FCC responds to fears of ISP fees

The FCC clarifies the issues behind a pending report to Congress that some fear could result in new fees for Internet service providers.

4 min read
The Federal Communications Commission today is clarifying the issues behind a pending report to Congress that some fear could result in new fees for Internet service providers.

Federal lawmakers have mandated that the FCC review rules it released in May that restructured the nation's "universal service fund," which traditionally subsidized phone service for rural and low-income residents but was revised to include up to $2.25 billion in annual funding for hooking public schools and libraries up to the Net.

Congress ordered the FCC report in part to address whether Net service providers should have to contribute to the universal service fund. They don't now because they are considered "enhanced service providers."

If the FCC were to recommend to Congress that ISPs be reclassified as "telecommunications services," online access providers could have to pay into the fund, but only after a lengthy rule-making process. This would be good news for telcos, which pay a big portion of the universal service fund now and have lobbied to the FCC in the past to collect other additional fees from ISPs to offset various costs.

The FCC is accepting public comment on the universal service issue until January 20, and will report to Congress in April. This has caused anxiety and confusion for Net users because in a separate incident, an "erroneous" email has been circulating online stating that the FCC is accepting public comment until February on whether a per-minute access charge should be imposed by phone carriers on Net service providers, which is not true, an FCC spokeswoman said today.

Still, concern is still mounting in the online industry over how the universal service funding would be collected from ISPs if they were required to contribute. Some worry the collection vehicle would turn out to be a telco access charge that would likely be passed on to ISP customers. Any potential universal service charge is unrelated to the permanent access fee proposed last year and referred to in the erroneous email.

"Such a fee will put a lot of non-telephone company ISPs out of business. People who have to pay the telephone companies a fee for every minute they spend online will not stay online as long," said Dave McClure, executive director of the Association of Online Professionals, which fought the access fees last year. "The effect will slow the growth of the Internet."

In the past, such access charges were funneled into universal services. But FCC officials said today that it is far too soon to say whether ISPs will ever be classified as telcos, and subsequently have to pay into the fund through an access charge or any other mechanism.

According to its January 5 public notice, the FCC report will clarify its definitions of "information service," "local exchange carrier," and "telecommunications service," and "the impact of the interpretation of those definitions on the provision of universal service to consumers in all areas of the nation."

In addition, the agency will review "the application of those definitions to mixed or hybrid services and the impact of such application on universal service, and the consistency of the Commission's application of those definitions, including with respect to Internet access for educational providers, libraries, and rural health care providers under the Act."

Despite the email notice that has been circulating on the Net, the agency also confirmed that it has not reopened a public comment period on whether phone carriers should be allowed to charge the permanent ISP access fee. The email began circulating a few days before the universal service public inquiry notice was released, according to the FCC.

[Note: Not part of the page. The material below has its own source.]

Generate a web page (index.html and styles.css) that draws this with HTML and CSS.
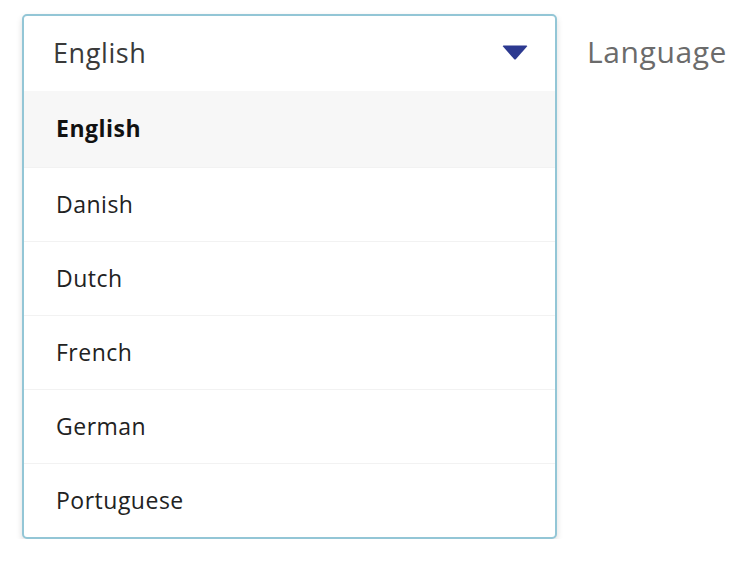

"The email circulating that says the FCC is asking for comment by February 13, 1998, on the issue of whether the ISPs should have to pay access charges to local phone carriers is an erroneous email," an FCC spokeswoman said today. "In its access reform order in May of 1997, the FCC decided not to allow local telephone companies to impose permanent access charges on ISPs. The FCC is no longer asking for comment in this proceeding."

Still, Congress's mandate for a review of the FCC's implementation of universal service is yet another example of certain members' dissatisfaction with how the Telecommunications Act has been carried out by the commission--especially issues concerning ISPs.

For example, the confirmation of William Kennard as the FCC's new chairman also was held up until two senators were satisfied that the commission would review universal service. Sen. Conrad Burns (R-Montana) argued that states were footing a larger portion of the universal access bill than the federal government.

Sen. Ted Stevens (R-Alaska) pushed through the FCC universal service review as part of a huge appropriations bill for 1998. He forced the issues of whether telcos should have to pay for subsidized access if ISPs aren't contributing.

Some members of the online industry say the telephone companies may have a point, but they contend a solution that could increase the cost of Net access is not the best answer.

"The telephone companies rightfully feel that they shouldn't be the only ones paying into telephone universal service if those fees are going to go to Internet service," McClure said.

"From a global perspective, the real question is whether universal funds are the best vehicle to make sure schools get wired to the Net when the industry is already helping to do this privately," he said. "If it means that a permanent Net access fee will be implemented, it might not be the most equitable way."

The cost of Net access is expected to increase for many users. According to the FCC rules, by the end of this year, businesses will pay $2 per month more for each additional phone line. The cost could be as high, however, as $4.21 per additional line by the beginning of next year, because long distance providers will be charged $2.20 for each added line, a fee they could pass on to customers.